Records provided -
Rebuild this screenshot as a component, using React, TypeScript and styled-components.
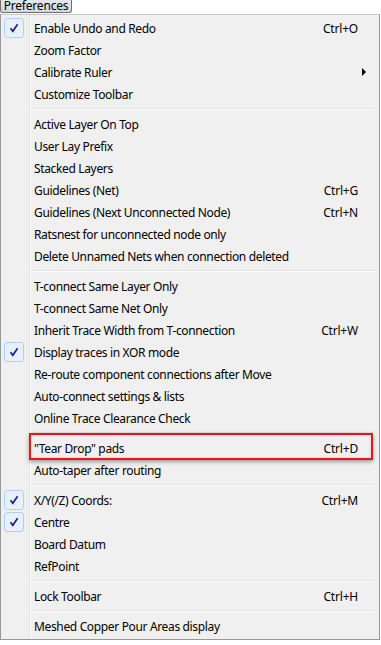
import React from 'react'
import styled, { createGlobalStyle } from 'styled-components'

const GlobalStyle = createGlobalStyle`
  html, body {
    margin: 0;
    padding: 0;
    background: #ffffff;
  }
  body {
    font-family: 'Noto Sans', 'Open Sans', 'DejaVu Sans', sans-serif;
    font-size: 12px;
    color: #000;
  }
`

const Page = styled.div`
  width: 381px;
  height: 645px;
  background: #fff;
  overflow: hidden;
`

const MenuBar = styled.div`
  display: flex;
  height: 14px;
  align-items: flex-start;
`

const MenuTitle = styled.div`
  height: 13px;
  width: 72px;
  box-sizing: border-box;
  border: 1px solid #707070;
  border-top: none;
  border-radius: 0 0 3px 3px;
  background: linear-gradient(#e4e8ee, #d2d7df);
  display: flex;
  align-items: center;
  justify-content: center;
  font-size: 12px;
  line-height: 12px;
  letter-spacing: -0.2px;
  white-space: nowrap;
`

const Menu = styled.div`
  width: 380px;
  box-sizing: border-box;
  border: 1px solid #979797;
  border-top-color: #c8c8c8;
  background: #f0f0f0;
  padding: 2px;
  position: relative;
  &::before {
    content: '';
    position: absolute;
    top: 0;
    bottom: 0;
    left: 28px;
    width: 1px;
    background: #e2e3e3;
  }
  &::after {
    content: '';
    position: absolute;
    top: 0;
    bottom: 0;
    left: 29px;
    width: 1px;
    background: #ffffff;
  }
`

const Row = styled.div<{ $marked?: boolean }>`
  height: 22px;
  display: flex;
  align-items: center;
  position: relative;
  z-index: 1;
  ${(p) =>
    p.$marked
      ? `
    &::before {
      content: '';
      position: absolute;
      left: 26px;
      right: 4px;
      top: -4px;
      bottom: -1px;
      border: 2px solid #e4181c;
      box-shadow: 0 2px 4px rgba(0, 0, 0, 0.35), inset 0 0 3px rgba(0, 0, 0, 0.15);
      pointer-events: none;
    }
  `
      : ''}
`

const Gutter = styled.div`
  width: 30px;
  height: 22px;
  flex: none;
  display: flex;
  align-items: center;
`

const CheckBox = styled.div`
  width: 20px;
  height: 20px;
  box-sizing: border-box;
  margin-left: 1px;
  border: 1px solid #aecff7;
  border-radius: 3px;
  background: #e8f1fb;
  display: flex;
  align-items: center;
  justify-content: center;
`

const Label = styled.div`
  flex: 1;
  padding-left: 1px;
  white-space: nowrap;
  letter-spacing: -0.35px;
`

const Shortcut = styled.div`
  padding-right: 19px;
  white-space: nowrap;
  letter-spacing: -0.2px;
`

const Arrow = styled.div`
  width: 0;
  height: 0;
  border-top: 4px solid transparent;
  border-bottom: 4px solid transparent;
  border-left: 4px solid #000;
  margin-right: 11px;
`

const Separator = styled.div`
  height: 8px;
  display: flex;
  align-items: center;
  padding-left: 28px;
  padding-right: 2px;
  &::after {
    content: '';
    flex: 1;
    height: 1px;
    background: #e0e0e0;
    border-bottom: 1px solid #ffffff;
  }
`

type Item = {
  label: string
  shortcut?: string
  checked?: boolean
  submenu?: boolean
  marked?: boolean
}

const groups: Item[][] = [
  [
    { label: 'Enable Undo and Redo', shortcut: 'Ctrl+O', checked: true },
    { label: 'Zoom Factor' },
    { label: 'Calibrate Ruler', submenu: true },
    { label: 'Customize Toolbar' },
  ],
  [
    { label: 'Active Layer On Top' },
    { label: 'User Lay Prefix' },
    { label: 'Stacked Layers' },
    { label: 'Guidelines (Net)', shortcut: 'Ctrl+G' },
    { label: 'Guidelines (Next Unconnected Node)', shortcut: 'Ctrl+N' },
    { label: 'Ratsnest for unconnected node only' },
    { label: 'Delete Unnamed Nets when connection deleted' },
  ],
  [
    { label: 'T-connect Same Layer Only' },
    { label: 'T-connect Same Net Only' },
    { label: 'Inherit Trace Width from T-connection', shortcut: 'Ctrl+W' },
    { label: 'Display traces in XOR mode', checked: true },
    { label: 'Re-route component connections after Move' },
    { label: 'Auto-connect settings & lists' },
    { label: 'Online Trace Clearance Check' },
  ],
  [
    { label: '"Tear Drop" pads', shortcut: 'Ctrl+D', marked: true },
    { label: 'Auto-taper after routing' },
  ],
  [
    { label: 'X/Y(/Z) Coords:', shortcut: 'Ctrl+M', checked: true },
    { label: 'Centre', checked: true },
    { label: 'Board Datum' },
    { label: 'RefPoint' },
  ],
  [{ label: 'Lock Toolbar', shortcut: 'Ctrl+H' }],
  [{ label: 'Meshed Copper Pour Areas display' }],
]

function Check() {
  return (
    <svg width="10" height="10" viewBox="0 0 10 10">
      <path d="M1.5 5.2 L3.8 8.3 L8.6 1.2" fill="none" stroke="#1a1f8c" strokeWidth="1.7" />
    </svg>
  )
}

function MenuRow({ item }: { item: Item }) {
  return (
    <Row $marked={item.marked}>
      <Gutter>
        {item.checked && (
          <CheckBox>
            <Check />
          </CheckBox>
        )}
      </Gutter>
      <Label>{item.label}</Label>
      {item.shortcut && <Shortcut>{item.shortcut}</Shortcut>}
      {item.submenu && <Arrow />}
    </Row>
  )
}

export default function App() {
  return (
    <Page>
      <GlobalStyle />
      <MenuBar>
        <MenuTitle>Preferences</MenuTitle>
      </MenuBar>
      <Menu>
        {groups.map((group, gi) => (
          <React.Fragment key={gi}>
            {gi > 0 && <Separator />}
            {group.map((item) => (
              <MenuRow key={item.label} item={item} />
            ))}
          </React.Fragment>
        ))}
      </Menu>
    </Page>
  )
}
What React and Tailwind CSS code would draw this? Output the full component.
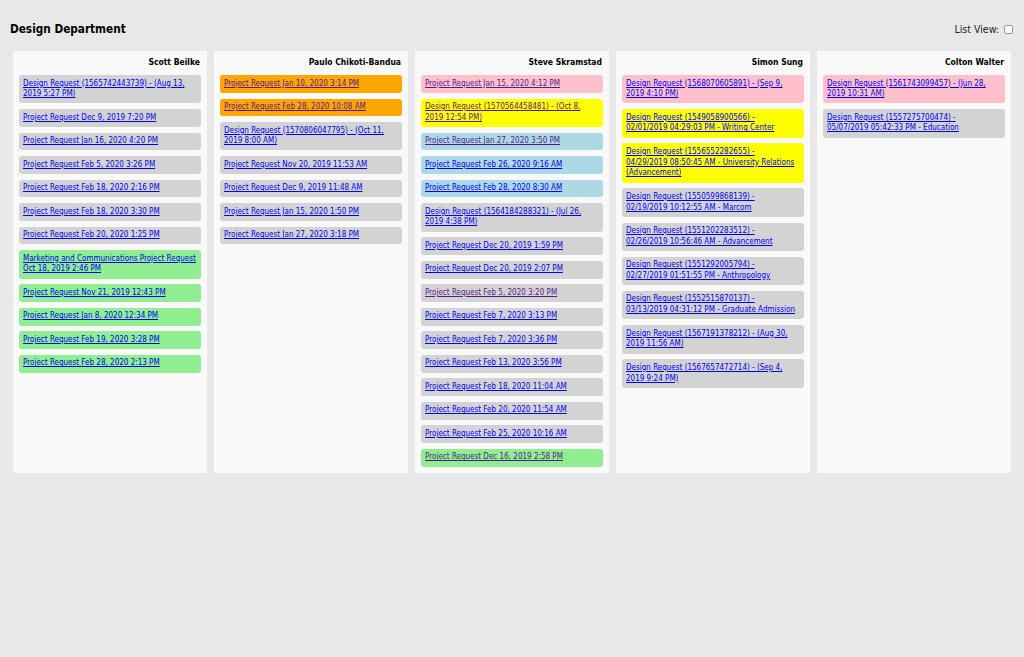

Exercise -
Reproduce each line exactly as it appears, omitting the pictures.

Solved exercise -
Rebuild this screenshot as a component, using React, TypeScript and styled-components.
import React from 'react'
import styled, { createGlobalStyle } from 'styled-components'

const GlobalStyle = createGlobalStyle`
  html, body {
    margin: 0;
    padding: 0;
    background: #ffffff;
  }
  body {
    font-family: 'Noto Sans', 'Open Sans', 'DejaVu Sans', sans-serif;
    font-size: 12px;
    color: #000;
  }
`

const Page = styled.div`
  width: 381px;
  height: 645px;
  background: #fff;
  overflow: hidden;
`

const MenuBar = styled.div`
  display: flex;
  height: 14px;
  align-items: flex-start;
`

const MenuTitle = styled.div`
  height: 13px;
  width: 72px;
  box-sizing: border-box;
  border: 1px solid #707070;
  border-top: none;
  border-radius: 0 0 3px 3px;
  background: linear-gradient(#e4e8ee, #d2d7df);
  display: flex;
  align-items: center;
  justify-content: center;
  font-size: 12px;
  line-height: 12px;
  letter-spacing: -0.2px;
  white-space: nowrap;
`

const Menu = styled.div`
  width: 380px;
  box-sizing: border-box;
  border: 1px solid #979797;
  border-top-color: #c8c8c8;
  background: #f0f0f0;
  padding: 2px;
  position: relative;
  &::before {
    content: '';
    position: absolute;
    top: 0;
    bottom: 0;
    left: 28px;
    width: 1px;
    background: #e2e3e3;
  }
  &::after {
    content: '';
    position: absolute;
    top: 0;
    bottom: 0;
    left: 29px;
    width: 1px;
    background: #ffffff;
  }
`

const Row = styled.div<{ $marked?: boolean }>`
  height: 22px;
  display: flex;
  align-items: center;
  position: relative;
  z-index: 1;
  ${(p) =>
    p.$marked
      ? `
    &::before {
      content: '';
      position: absolute;
      left: 26px;
      right: 4px;
      top: -4px;
      bottom: -1px;
      border: 2px solid #e4181c;
      box-shadow: 0 2px 4px rgba(0, 0, 0, 0.35), inset 0 0 3px rgba(0, 0, 0, 0.15);
      pointer-events: none;
    }
  `
      : ''}
`

const Gutter = styled.div`
  width: 30px;
  height: 22px;
  flex: none;
  display: flex;
  align-items: center;
`

const CheckBox = styled.div`
  width: 20px;
  height: 20px;
  box-sizing: border-box;
  margin-left: 1px;
  border: 1px solid #aecff7;
  border-radius: 3px;
  background: #e8f1fb;
  display: flex;
  align-items: center;
  justify-content: center;
`

const Label = styled.div`
  flex: 1;
  padding-left: 1px;
  white-space: nowrap;
  letter-spacing: -0.35px;
`

const Shortcut = styled.div`
  padding-right: 19px;
  white-space: nowrap;
  letter-spacing: -0.2px;
`

const Arrow = styled.div`
  width: 0;
  height: 0;
  border-top: 4px solid transparent;
  border-bottom: 4px solid transparent;
  border-left: 4px solid #000;
  margin-right: 11px;
`

const Separator = styled.div`
  height: 8px;
  display: flex;
  align-items: center;
  padding-left: 28px;
  padding-right: 2px;
  &::after {
    content: '';
    flex: 1;
    height: 1px;
    background: #e0e0e0;
    border-bottom: 1px solid #ffffff;
  }
`

type Item = {
  label: string
  shortcut?: string
  checked?: boolean
  submenu?: boolean
  marked?: boolean
}

const groups: Item[][] = [
  [
    { label: 'Enable Undo and Redo', shortcut: 'Ctrl+O', checked: true },
    { label: 'Zoom Factor' },
    { label: 'Calibrate Ruler', submenu: true },
    { label: 'Customize Toolbar' },
  ],
  [
    { label: 'Active Layer On Top' },
    { label: 'User Lay Prefix' },
    { label: 'Stacked Layers' },
    { label: 'Guidelines (Net)', shortcut: 'Ctrl+G' },
    { label: 'Guidelines (Next Unconnected Node)', shortcut: 'Ctrl+N' },
    { label: 'Ratsnest for unconnected node only' },
    { label: 'Delete Unnamed Nets when connection deleted' },
  ],
  [
    { label: 'T-connect Same Layer Only' },
    { label: 'T-connect Same Net Only' },
    { label: 'Inherit Trace Width from T-connection', shortcut: 'Ctrl+W' },
    { label: 'Display traces in XOR mode', checked: true },
    { label: 'Re-route component connections after Move' },
    { label: 'Auto-connect settings & lists' },
    { label: 'Online Trace Clearance Check' },
  ],
  [
    { label: '"Tear Drop" pads', shortcut: 'Ctrl+D', marked: true },
    { label: 'Auto-taper after routing' },
  ],
  [
    { label: 'X/Y(/Z) Coords:', shortcut: 'Ctrl+M', checked: true },
    { label: 'Centre', checked: true },
    { label: 'Board Datum' },
    { label: 'RefPoint' },
  ],
  [{ label: 'Lock Toolbar', shortcut: 'Ctrl+H' }],
  [{ label: 'Meshed Copper Pour Areas display' }],
]

function Check() {
  return (
    <svg width="10" height="10" viewBox="0 0 10 10">
      <path d="M1.5 5.2 L3.8 8.3 L8.6 1.2" fill="none" stroke="#1a1f8c" strokeWidth="1.7" />
    </svg>
  )
}

function MenuRow({ item }: { item: Item }) {
  return (
    <Row $marked={item.marked}>
      <Gutter>
        {item.checked && (
          <CheckBox>
            <Check />
          </CheckBox>
        )}
      </Gutter>
      <Label>{item.label}</Label>
      {item.shortcut && <Shortcut>{item.shortcut}</Shortcut>}
      {item.submenu && <Arrow />}
    </Row>
  )
}

export default function App() {
  return (
    <Page>
      <GlobalStyle />
      <MenuBar>
        <MenuTitle>Preferences</MenuTitle>
      </MenuBar>
      <Menu>
        {groups.map((group, gi) => (
          <React.Fragment key={gi}>
            {gi > 0 && <Separator />}
            {group.map((item) => (
              <MenuRow key={item.label} item={item} />
            ))}
          </React.Fragment>
        ))}
      </Menu>
    </Page>
  )
}
What React and Tailwind CSS code would draw this? Output the full component.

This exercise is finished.